Haunted by Haiti
By Dr. Seema Tiku, pediatrician
Ever since I got back, every little thing reminds me of my time in Haiti. From the smoothly paved roads I drive down, to the garbage chute I can easily rid my waste in, to the air-conditioned stores that I comfortably enter. But one thing that haunts me more than anything else since I’ve arrived back to the States is the site of a healthy infant. This poses a significant problem since I’m a practicing pediatrician.
There was a patient in particular that I cared for at L’Hopital Adventiste that turned me. His name was Kenny; he was three days old and born eight weeks early. But according to the hospital he was born at in Port-au-Prince, he was no better than an infant born nine months too early. He wasn’t considered a viable patient at 28 weeks to the birth hospital, so his parents asked his aunt to take him by whatever means possible to us because maybe we would consider caring for him. Without medical care, Kenny would hardly survive another day.
That was my first day in Haiti. I was panic-stricken. In front of me was a 1.6-pound baby wrapped in a white towel on an exam table, while his adolescent aunt sat nervously in a chair across the room. The panic was rooted in two facts: One was that Kenny was actually a very viable patient with a high chance of survival, and second was that his viability was based on my ability to care for him at a highly equipped and staffed hospital, which he did not have access to.
And so it began. I spent most of that week calling colleagues in the states and trying to be creative with what we supplies we had, trying to supply Kenny with the best care that he needed. There was a lot of guesswork involved because we were unable to test Kenny for any neonatal complications. I tried to make the best choices I could, but I felt blindfolded the whole time I was caring for him. It was enough to make me want to pull my hair out.
Kenny was tough -- with what little we were doing for him, with what little equipment, volunteers and staff we had, he was alert and breathing comfortable. Every night I would go to bed and my dreams were about him, every morning I would wake up and worry that he didn’t make it through the night. And every day that I was there, I would go into to see him in our makeshift NICU and he would give me a wide stare. He wanted to live. It was almost like I could read his mind and he was saying, “Just give me a little help, I can make it.”
So, the day that we found out that Project Medishare, a US-based satellite hospital, was able to accept him to their NICU, I literally jumped for joy. We packed him up in a cardboard box with whatever resuscitation equipment we could bring and tried to maneuver the unpaved roads of Port-au-Prince in our ambulance. We were too scared to use the siren thinking it would cause stress in his frail body. We were too scared to use the air-conditioning even though it was July in Haiti, worried that his frail body couldn’t withstand it. We held onto that box for dear life for that 60-minute ride, worried that his frail body couldn’t withstand all the potholes.
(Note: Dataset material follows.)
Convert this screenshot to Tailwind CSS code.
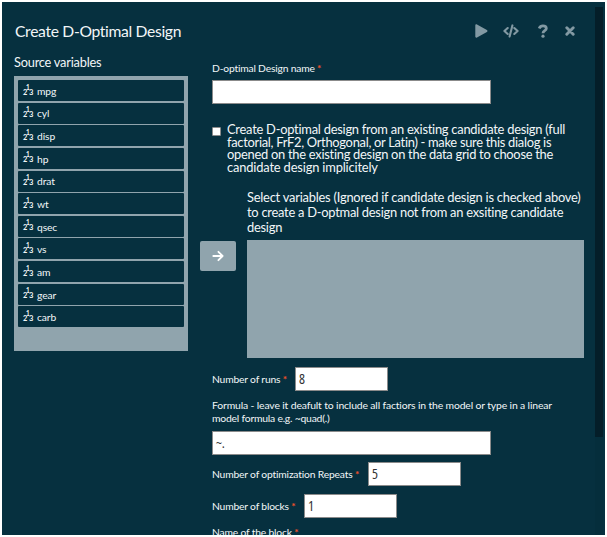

But then we finally arrived at freedom. We brought Kenny into his new home to meet his new caregivers. Even though I was going to miss seeing his wide eyes every morning, I was so happy that he was going to get the care that he deserved, the care that he asked for. The minute I got back into that ambulance was the first deep breath I had in about five days. I would sleep tonight. Sometimes there is a happy ending…
Sometimes there is not…
I learned about a week later, the night before I was to head back to the states that Kenny had passed. For what reason I do not know, nor do I think I care. It is his wide stare that haunts me when I look at the glowing face of a healthy newborn.